> JOB: Identify all lines of the data containing the string "this" and copy them.

....................

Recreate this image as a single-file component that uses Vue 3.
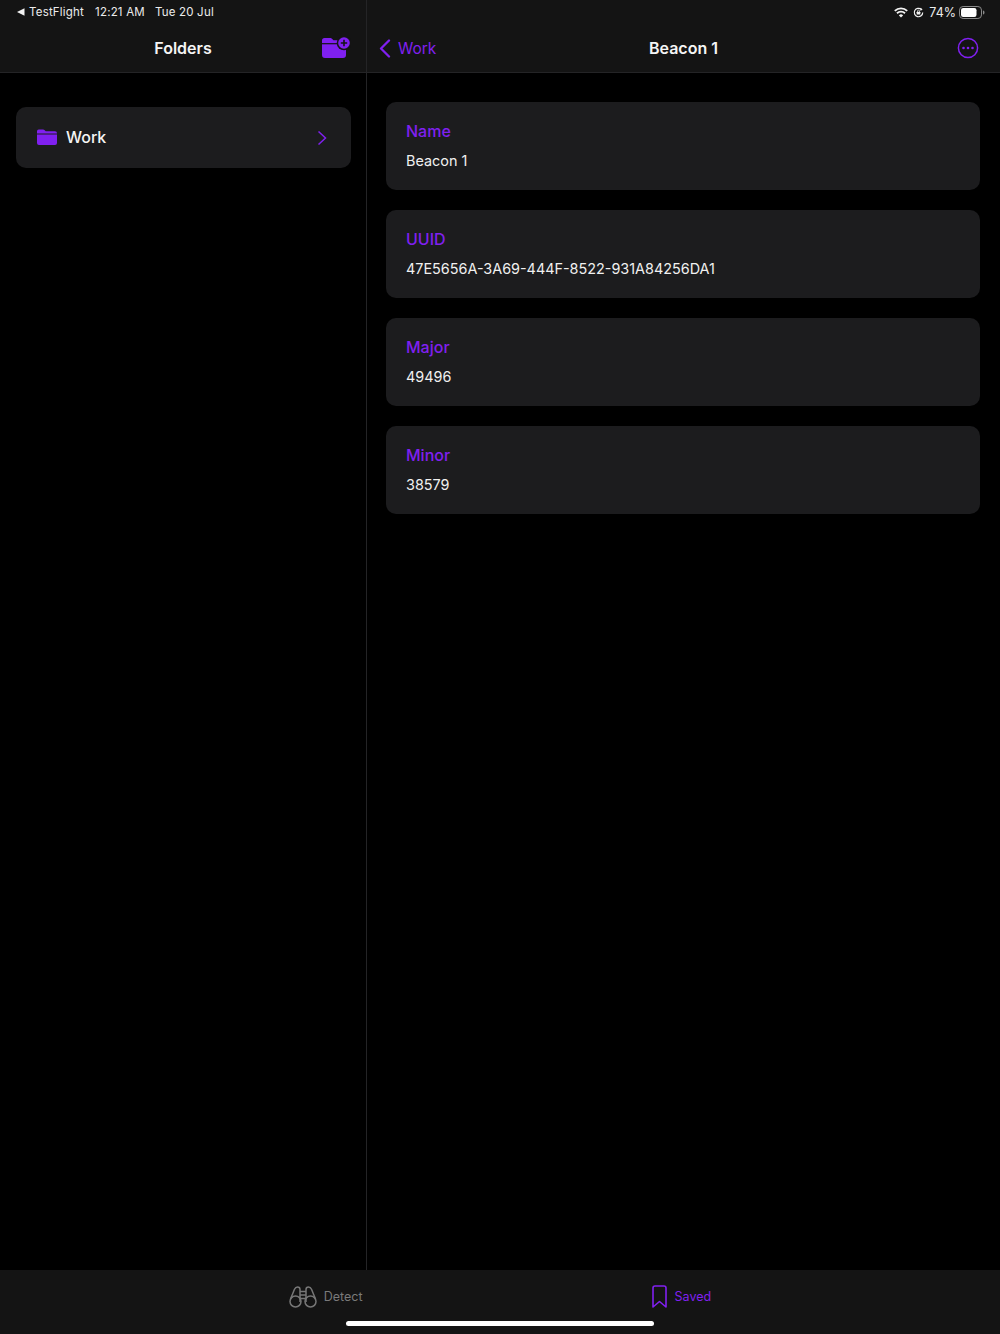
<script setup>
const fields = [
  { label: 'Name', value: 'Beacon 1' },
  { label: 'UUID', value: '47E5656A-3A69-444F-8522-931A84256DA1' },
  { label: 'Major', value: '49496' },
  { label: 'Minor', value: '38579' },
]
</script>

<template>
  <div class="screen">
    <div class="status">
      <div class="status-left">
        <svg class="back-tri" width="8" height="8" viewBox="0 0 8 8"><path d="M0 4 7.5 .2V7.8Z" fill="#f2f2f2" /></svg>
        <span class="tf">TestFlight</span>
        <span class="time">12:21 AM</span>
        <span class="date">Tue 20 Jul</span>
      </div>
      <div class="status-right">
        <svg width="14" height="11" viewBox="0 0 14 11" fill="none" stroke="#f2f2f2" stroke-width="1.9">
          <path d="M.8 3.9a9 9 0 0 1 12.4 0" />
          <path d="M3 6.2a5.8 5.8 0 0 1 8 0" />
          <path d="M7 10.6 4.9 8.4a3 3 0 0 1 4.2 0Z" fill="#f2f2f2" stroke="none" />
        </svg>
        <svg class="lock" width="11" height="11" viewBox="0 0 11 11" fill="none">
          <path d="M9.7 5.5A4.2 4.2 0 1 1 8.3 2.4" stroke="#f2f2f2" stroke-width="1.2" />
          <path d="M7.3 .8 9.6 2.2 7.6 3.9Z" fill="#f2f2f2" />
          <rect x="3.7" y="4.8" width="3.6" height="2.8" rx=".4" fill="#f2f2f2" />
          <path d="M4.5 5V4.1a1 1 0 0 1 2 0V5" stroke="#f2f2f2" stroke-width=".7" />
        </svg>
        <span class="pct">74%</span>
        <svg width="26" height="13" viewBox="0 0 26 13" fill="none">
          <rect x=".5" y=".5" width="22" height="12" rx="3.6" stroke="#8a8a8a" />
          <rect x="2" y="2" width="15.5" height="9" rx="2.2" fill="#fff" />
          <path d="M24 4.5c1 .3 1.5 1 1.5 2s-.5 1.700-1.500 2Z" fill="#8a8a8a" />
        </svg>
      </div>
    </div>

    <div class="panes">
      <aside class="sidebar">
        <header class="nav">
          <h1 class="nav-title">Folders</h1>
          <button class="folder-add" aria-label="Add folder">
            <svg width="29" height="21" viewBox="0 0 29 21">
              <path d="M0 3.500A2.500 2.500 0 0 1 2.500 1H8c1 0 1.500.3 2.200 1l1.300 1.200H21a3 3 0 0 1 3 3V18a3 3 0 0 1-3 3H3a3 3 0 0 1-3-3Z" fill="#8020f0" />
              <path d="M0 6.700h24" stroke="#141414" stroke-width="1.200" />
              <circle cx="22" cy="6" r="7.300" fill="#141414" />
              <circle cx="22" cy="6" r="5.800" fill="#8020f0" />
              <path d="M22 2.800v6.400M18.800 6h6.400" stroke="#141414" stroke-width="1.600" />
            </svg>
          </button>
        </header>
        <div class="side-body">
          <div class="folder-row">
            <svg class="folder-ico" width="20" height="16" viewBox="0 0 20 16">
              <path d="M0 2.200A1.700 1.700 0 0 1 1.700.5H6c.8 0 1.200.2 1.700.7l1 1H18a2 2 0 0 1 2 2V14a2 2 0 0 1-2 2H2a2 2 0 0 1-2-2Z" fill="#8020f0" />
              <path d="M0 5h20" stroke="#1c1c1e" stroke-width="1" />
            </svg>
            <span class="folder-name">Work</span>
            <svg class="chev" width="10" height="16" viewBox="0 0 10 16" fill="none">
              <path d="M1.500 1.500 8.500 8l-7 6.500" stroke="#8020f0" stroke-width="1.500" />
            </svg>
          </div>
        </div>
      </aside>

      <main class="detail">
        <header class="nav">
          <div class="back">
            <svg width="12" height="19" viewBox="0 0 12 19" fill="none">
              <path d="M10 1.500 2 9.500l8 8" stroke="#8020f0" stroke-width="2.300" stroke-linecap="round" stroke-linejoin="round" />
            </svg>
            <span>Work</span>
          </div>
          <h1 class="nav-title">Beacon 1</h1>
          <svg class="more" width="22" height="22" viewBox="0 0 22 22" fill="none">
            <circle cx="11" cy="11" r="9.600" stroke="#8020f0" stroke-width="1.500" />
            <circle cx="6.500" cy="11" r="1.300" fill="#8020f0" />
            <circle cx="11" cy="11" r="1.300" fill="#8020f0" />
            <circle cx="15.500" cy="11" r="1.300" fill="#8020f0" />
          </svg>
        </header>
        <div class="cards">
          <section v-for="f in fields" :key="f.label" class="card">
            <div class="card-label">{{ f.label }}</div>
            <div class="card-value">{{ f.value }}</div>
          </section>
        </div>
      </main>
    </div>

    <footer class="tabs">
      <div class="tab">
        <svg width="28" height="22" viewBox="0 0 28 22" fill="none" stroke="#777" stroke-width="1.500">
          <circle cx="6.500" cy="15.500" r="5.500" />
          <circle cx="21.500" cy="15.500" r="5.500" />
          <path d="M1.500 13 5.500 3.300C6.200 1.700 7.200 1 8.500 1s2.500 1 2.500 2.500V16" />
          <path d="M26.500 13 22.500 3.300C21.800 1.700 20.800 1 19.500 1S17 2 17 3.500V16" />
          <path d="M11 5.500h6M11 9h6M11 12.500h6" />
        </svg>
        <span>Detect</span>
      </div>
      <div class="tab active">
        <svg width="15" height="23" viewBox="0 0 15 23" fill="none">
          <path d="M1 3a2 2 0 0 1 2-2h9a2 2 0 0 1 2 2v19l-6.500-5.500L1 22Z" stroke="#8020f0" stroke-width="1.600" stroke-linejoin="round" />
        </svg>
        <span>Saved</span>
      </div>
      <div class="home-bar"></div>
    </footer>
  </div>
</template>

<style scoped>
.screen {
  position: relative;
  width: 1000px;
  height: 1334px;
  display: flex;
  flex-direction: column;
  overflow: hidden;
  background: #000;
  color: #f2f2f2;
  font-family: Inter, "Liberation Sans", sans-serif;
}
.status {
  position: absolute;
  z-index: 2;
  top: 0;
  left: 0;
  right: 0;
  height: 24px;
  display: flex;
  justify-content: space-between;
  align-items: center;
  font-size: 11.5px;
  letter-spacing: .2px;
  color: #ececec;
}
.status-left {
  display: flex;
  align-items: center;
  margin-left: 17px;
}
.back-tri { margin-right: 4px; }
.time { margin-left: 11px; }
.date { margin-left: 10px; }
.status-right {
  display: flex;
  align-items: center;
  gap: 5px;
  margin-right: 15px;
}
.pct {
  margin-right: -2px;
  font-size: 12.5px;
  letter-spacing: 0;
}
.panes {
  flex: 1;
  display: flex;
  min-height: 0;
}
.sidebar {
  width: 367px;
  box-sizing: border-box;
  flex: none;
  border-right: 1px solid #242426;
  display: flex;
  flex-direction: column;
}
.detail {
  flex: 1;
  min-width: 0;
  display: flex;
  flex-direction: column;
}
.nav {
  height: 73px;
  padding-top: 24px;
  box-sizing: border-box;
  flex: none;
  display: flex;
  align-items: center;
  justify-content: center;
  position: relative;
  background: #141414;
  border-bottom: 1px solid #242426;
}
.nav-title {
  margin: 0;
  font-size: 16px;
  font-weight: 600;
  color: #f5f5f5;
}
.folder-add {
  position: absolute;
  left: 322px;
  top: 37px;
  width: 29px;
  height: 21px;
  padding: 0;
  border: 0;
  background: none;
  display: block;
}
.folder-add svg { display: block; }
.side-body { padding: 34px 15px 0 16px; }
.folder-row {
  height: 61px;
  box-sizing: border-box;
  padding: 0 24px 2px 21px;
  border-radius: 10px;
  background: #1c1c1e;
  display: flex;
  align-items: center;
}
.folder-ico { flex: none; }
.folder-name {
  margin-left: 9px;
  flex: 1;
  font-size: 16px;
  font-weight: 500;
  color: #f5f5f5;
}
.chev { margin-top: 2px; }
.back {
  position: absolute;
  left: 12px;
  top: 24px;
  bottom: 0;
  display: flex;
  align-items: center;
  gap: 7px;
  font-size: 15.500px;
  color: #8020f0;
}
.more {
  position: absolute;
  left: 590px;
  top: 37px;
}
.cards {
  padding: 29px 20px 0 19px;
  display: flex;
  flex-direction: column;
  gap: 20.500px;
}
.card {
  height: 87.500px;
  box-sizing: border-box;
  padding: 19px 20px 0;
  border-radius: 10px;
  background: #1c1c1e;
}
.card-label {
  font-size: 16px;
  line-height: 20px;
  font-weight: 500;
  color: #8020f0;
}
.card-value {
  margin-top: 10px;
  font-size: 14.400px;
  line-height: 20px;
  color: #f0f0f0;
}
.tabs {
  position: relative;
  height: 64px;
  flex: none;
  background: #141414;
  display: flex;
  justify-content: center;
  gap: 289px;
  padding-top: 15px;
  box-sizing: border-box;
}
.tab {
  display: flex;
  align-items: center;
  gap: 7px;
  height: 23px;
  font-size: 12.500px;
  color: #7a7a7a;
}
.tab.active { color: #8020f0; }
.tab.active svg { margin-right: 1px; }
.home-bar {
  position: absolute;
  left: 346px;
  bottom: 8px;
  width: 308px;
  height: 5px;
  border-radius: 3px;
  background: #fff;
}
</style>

....................

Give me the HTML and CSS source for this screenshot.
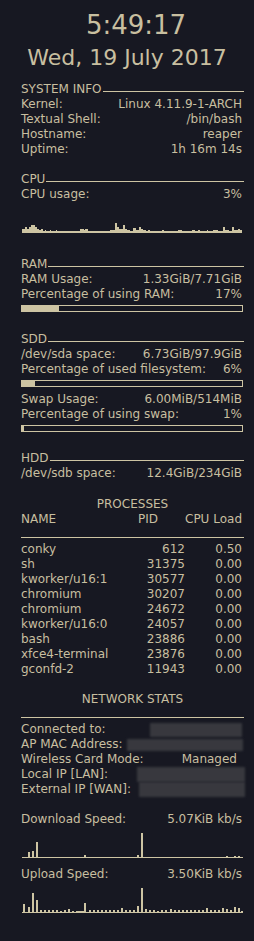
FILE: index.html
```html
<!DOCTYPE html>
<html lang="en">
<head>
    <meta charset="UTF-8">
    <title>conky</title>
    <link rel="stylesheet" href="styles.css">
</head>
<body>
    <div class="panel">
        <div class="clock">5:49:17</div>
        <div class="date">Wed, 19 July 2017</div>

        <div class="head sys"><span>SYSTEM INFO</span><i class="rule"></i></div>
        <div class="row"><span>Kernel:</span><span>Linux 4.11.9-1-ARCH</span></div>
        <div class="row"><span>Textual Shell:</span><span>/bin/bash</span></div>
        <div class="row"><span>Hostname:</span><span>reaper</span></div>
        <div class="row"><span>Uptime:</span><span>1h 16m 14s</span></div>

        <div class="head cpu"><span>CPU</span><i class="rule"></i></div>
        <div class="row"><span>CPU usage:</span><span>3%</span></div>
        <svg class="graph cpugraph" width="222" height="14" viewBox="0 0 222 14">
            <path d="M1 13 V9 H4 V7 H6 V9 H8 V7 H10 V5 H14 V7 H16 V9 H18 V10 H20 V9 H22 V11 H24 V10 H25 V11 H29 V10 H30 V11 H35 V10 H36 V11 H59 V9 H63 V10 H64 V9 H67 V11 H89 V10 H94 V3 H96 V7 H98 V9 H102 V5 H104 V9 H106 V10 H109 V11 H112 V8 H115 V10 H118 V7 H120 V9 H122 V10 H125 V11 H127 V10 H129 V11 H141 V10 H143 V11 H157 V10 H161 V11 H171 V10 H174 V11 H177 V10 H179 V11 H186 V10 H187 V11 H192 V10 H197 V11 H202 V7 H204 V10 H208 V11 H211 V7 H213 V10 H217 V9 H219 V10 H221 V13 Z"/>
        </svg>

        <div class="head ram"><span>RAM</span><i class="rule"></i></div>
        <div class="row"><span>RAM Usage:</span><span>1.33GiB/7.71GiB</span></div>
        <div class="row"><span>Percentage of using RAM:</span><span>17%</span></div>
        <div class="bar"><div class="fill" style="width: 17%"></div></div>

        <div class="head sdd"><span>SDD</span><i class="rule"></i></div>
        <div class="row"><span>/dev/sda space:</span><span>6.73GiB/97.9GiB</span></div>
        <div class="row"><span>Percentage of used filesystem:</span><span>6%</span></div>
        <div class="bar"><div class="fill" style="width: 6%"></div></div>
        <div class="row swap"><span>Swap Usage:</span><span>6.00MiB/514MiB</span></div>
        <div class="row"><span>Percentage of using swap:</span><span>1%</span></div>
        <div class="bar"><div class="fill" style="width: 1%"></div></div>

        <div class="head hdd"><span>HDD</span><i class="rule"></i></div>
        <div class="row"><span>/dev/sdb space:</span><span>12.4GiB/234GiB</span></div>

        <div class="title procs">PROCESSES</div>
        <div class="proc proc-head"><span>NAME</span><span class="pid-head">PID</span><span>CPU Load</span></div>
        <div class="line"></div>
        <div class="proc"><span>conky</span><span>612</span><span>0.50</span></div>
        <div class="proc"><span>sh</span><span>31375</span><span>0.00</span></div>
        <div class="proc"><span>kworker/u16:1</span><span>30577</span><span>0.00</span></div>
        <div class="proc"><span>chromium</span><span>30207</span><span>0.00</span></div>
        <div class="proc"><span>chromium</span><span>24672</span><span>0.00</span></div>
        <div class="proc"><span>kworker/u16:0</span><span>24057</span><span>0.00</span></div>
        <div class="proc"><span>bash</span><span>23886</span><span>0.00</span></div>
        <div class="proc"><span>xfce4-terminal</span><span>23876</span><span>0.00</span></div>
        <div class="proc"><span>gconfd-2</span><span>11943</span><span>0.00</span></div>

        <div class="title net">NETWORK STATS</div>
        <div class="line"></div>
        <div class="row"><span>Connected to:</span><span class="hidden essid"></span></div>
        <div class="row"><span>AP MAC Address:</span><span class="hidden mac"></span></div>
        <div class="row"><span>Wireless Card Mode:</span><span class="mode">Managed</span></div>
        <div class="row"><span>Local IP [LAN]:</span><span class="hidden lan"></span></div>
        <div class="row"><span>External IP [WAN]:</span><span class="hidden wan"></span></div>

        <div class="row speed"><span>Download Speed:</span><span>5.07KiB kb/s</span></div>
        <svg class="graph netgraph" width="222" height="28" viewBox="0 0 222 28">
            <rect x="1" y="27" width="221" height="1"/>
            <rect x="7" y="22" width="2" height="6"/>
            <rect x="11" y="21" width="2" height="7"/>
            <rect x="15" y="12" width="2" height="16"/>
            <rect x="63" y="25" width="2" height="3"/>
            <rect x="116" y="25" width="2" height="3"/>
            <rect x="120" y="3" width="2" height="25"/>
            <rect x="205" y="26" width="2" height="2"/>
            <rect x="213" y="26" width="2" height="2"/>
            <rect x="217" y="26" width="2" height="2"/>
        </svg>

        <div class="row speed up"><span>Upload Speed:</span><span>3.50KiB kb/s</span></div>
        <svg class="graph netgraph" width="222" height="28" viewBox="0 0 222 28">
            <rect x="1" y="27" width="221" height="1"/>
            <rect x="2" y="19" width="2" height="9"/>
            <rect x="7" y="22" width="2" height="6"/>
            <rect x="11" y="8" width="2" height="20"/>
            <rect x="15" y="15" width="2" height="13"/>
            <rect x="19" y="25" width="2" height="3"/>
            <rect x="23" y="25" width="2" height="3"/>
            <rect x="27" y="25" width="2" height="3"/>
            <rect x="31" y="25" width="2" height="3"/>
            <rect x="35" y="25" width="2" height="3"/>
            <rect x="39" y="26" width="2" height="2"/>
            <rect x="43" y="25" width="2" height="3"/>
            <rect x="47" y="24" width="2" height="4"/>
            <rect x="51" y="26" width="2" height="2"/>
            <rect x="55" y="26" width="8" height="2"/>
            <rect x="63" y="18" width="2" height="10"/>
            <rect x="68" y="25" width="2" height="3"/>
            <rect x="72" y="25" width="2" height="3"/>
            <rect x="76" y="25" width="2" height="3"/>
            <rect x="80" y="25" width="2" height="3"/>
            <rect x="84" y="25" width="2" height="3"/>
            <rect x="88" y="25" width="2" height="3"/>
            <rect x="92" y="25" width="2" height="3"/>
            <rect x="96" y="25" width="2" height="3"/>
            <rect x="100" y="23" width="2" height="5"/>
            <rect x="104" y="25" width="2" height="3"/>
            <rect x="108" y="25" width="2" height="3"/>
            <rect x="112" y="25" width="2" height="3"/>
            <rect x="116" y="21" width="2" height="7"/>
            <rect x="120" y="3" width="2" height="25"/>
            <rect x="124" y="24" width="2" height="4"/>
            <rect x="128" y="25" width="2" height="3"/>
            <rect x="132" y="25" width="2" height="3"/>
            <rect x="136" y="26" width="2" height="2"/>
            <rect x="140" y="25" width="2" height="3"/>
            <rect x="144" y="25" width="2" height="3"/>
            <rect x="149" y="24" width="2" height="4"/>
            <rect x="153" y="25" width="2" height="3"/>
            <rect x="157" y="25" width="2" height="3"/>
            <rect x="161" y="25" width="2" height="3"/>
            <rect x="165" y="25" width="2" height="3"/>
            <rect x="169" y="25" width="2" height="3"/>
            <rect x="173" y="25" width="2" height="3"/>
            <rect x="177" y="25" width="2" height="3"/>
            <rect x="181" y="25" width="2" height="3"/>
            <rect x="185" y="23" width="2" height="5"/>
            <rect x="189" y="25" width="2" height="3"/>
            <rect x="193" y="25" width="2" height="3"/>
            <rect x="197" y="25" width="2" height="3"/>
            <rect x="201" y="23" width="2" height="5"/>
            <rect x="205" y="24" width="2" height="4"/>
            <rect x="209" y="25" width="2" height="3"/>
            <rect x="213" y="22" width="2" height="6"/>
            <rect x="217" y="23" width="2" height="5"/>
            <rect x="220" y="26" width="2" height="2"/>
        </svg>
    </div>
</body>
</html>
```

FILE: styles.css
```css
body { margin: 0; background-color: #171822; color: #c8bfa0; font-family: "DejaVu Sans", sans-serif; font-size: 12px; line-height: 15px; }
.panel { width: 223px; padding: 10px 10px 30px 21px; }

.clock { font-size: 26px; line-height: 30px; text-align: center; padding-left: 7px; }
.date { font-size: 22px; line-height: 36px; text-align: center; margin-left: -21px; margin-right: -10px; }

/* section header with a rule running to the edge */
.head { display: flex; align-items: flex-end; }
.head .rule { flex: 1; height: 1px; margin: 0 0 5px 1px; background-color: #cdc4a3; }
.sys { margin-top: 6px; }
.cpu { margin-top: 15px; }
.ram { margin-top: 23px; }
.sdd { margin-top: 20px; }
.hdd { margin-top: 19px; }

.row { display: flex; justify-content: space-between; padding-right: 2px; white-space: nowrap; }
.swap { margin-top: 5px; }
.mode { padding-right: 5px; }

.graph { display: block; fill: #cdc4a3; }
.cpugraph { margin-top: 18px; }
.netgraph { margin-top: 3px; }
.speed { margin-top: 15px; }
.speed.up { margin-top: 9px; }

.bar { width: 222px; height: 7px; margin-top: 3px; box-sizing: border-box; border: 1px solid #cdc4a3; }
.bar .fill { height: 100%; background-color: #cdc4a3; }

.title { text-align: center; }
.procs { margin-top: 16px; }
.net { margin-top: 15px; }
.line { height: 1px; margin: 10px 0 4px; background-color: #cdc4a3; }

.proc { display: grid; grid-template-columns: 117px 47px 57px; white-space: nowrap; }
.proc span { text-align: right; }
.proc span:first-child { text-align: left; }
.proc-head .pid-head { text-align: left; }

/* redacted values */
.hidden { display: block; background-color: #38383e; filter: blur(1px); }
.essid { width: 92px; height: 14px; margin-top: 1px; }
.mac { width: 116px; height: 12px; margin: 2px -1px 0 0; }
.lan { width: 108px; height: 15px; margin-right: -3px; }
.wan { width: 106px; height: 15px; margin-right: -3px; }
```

....................

> FINAL RESULT:
Recreate this image as a single-file component that uses Vue 3.
Give me the HTML and CSS source for this screenshot.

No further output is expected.